Task brief:
Go through the data below and gather each line containing "that".

Dataset records:

----

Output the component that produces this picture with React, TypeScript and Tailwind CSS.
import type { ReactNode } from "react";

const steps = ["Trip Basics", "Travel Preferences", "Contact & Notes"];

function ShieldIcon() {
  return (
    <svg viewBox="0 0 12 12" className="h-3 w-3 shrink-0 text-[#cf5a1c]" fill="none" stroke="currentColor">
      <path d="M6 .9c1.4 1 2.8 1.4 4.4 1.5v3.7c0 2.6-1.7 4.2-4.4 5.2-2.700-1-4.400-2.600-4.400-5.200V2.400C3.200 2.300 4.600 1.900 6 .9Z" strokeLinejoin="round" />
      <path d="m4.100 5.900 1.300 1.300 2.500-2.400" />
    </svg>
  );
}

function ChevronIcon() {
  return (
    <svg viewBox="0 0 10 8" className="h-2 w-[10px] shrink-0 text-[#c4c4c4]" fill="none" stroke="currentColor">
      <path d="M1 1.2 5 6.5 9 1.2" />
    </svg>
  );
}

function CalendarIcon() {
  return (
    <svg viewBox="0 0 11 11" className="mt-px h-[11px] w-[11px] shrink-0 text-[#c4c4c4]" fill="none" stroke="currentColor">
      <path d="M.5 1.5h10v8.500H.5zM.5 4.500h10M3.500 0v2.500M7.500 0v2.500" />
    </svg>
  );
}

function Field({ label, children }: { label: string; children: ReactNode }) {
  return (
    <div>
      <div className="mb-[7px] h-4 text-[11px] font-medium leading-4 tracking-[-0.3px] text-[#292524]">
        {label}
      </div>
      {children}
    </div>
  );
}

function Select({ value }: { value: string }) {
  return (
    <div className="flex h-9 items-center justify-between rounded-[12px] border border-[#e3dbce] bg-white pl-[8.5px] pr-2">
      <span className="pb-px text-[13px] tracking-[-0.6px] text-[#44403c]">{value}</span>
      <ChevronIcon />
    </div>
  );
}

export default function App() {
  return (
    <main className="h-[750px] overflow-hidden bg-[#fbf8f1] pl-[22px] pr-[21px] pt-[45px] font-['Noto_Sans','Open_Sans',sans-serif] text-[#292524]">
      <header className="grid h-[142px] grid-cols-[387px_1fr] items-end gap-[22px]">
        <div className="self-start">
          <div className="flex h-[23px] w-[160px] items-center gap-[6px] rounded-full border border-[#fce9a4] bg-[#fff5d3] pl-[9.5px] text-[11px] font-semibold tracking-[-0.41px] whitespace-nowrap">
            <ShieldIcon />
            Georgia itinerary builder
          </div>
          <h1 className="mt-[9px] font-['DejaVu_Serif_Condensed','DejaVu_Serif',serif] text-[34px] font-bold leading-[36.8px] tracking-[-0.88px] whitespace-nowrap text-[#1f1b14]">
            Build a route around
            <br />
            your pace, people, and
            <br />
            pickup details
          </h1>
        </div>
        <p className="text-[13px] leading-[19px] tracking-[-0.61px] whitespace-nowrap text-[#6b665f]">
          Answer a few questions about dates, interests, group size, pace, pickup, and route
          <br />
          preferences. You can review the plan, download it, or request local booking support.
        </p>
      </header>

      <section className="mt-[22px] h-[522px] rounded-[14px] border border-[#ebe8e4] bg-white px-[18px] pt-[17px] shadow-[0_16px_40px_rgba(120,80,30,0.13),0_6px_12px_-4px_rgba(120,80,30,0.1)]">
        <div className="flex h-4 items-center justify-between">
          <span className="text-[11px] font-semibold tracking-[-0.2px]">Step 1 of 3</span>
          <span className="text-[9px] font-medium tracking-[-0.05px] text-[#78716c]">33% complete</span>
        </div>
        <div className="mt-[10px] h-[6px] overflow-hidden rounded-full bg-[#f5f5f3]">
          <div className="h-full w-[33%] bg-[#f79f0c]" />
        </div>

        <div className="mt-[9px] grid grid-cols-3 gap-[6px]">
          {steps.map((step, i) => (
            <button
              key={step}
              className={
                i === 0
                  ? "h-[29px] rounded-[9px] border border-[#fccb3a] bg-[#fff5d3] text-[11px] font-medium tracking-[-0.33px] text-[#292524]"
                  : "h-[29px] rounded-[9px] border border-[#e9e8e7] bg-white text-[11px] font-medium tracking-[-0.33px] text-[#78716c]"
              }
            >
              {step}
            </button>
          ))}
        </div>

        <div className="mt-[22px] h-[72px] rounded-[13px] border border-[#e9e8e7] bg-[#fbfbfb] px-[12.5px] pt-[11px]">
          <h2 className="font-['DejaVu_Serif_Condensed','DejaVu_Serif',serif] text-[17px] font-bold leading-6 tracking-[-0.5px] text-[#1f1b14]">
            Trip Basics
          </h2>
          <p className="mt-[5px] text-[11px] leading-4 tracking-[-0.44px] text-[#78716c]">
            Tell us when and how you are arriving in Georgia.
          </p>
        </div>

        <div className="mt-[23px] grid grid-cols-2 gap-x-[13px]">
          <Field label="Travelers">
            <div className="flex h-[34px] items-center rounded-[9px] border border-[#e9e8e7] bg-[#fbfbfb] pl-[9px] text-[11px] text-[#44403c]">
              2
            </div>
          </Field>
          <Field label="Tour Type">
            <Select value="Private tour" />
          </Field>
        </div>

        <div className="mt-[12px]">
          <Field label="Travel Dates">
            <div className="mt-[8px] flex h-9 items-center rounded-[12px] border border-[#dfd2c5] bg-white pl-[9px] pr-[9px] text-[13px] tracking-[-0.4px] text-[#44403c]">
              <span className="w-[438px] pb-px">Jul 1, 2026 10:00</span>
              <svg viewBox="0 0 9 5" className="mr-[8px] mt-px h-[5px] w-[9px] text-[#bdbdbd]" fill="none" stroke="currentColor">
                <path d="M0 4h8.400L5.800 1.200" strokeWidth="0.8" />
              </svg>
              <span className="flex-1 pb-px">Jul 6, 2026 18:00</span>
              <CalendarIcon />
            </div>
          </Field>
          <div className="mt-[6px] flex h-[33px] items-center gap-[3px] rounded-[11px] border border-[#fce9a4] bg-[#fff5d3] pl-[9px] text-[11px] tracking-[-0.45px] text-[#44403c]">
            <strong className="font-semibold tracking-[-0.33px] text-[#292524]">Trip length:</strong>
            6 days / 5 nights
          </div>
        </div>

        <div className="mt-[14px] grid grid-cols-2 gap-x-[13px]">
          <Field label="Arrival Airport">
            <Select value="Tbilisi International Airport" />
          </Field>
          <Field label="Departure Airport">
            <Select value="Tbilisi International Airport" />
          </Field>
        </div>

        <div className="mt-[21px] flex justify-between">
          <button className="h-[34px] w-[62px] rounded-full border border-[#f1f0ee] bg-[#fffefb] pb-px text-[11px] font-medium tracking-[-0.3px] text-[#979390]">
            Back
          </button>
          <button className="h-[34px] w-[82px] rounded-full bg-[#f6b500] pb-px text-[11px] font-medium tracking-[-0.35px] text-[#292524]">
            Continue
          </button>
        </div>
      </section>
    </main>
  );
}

----

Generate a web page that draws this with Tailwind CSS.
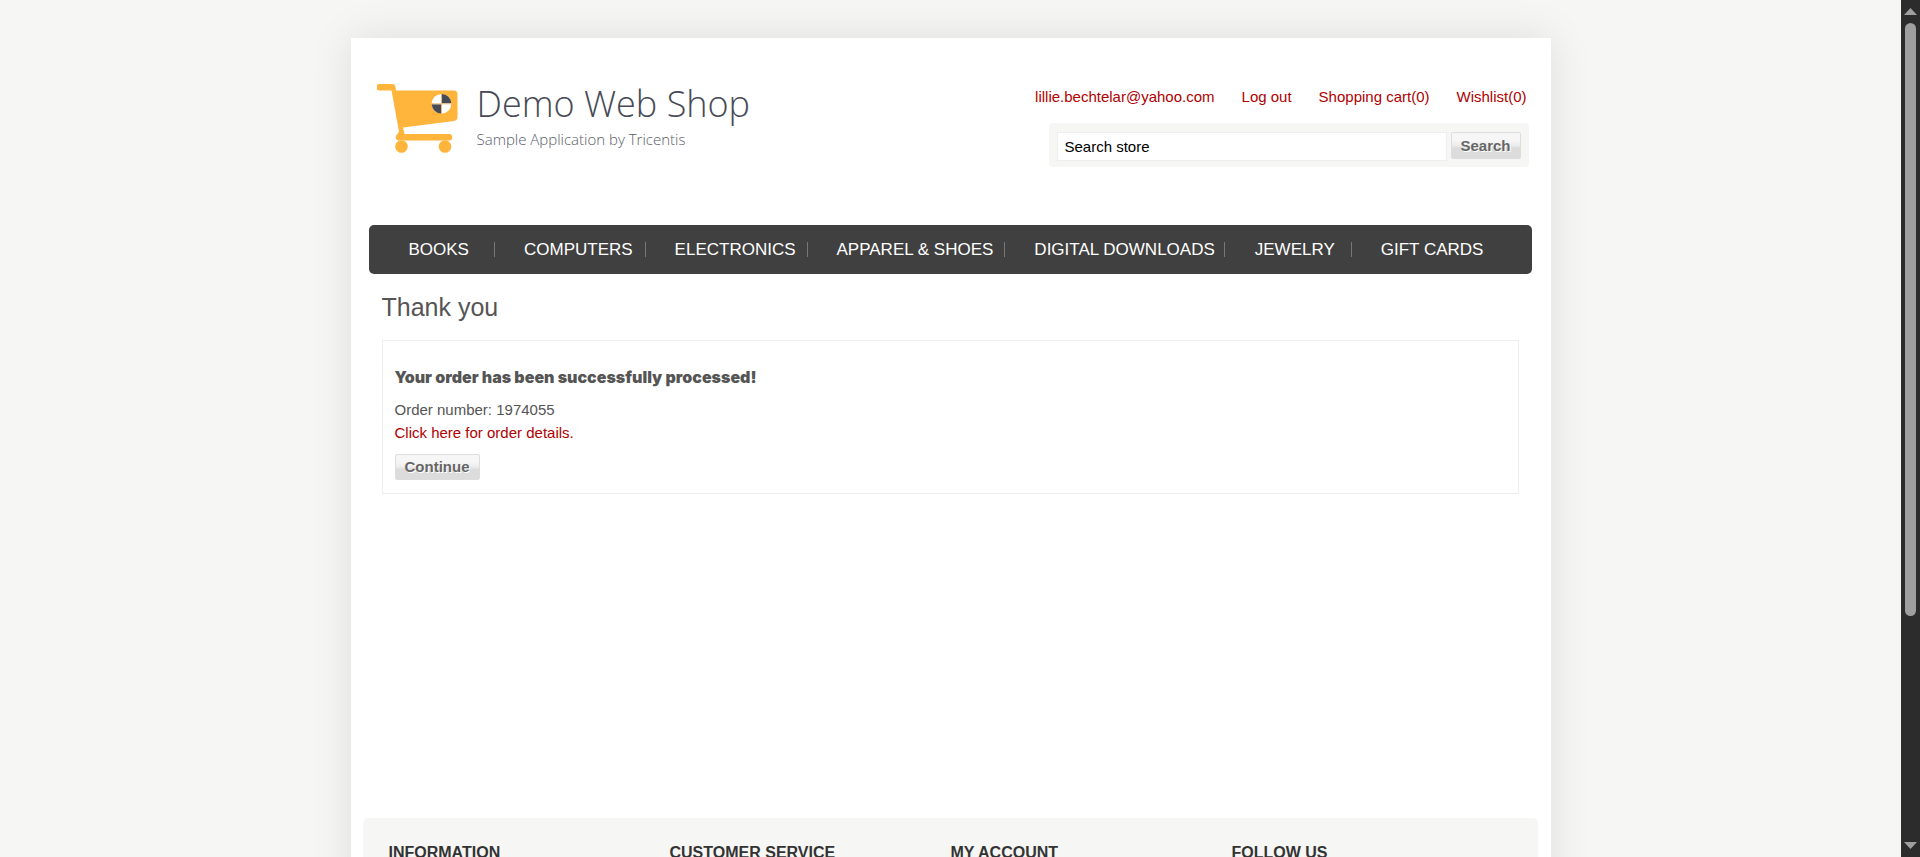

----

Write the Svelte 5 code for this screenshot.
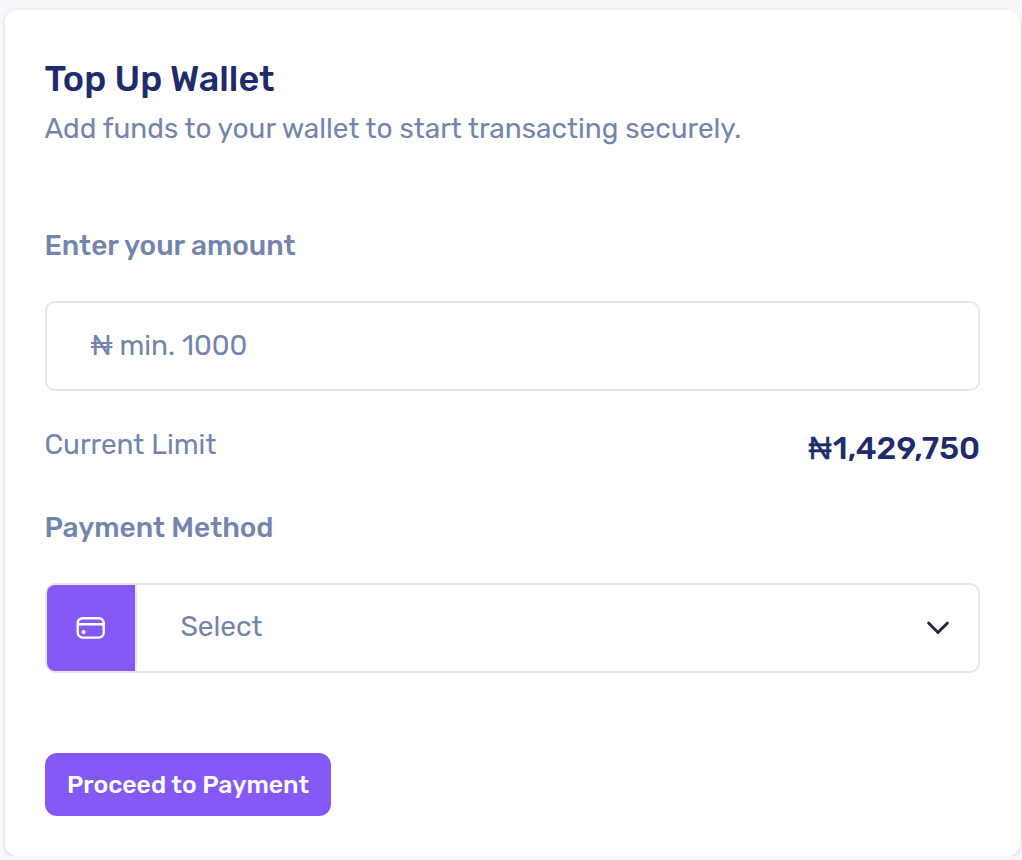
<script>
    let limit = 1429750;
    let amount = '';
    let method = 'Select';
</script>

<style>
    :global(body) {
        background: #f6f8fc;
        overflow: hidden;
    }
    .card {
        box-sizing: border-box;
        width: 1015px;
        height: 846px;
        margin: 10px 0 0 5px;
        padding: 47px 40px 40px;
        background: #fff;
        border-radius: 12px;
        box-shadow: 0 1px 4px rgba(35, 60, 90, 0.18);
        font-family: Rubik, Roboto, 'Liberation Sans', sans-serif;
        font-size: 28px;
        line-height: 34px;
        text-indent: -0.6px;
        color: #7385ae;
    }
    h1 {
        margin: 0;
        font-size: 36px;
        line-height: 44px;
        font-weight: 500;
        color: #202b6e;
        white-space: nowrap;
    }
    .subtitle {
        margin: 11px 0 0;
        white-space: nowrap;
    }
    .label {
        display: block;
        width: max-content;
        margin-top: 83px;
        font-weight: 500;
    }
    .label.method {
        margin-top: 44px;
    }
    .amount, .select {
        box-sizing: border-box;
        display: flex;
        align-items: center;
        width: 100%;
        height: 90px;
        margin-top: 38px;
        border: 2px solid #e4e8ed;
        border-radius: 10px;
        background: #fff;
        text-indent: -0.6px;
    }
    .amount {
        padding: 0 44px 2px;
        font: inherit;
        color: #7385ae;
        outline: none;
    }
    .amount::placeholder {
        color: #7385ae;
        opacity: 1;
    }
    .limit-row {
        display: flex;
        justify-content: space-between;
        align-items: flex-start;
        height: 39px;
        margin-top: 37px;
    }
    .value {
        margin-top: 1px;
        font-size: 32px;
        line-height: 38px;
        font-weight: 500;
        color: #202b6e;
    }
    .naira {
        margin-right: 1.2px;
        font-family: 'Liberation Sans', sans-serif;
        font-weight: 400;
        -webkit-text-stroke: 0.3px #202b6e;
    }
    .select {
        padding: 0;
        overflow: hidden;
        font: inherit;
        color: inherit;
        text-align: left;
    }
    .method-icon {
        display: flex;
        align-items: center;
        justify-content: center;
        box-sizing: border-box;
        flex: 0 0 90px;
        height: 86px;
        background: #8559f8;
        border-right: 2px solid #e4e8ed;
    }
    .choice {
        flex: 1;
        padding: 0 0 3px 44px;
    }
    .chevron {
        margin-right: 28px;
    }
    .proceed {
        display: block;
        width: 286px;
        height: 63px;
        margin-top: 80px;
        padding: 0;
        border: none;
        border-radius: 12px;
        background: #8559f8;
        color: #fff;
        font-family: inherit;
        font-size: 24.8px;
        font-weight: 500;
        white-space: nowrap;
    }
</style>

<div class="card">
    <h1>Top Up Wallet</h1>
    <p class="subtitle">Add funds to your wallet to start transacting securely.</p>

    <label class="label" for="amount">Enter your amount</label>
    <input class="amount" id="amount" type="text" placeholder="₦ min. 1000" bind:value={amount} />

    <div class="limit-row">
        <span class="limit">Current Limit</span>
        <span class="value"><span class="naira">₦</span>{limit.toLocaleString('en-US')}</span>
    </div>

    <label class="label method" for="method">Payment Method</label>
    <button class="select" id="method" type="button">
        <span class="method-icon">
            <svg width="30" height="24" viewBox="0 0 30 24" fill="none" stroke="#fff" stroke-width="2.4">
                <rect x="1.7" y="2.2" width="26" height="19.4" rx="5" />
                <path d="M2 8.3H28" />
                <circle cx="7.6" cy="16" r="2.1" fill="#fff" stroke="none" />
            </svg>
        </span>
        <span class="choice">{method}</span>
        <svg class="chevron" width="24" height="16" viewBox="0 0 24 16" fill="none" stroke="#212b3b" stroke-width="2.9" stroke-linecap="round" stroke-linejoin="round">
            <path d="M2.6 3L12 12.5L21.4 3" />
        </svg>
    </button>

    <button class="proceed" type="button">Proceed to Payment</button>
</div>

----

Written solution:
Output the component that produces this picture with React, TypeScript and Tailwind CSS.
Generate a web page that draws this with Tailwind CSS.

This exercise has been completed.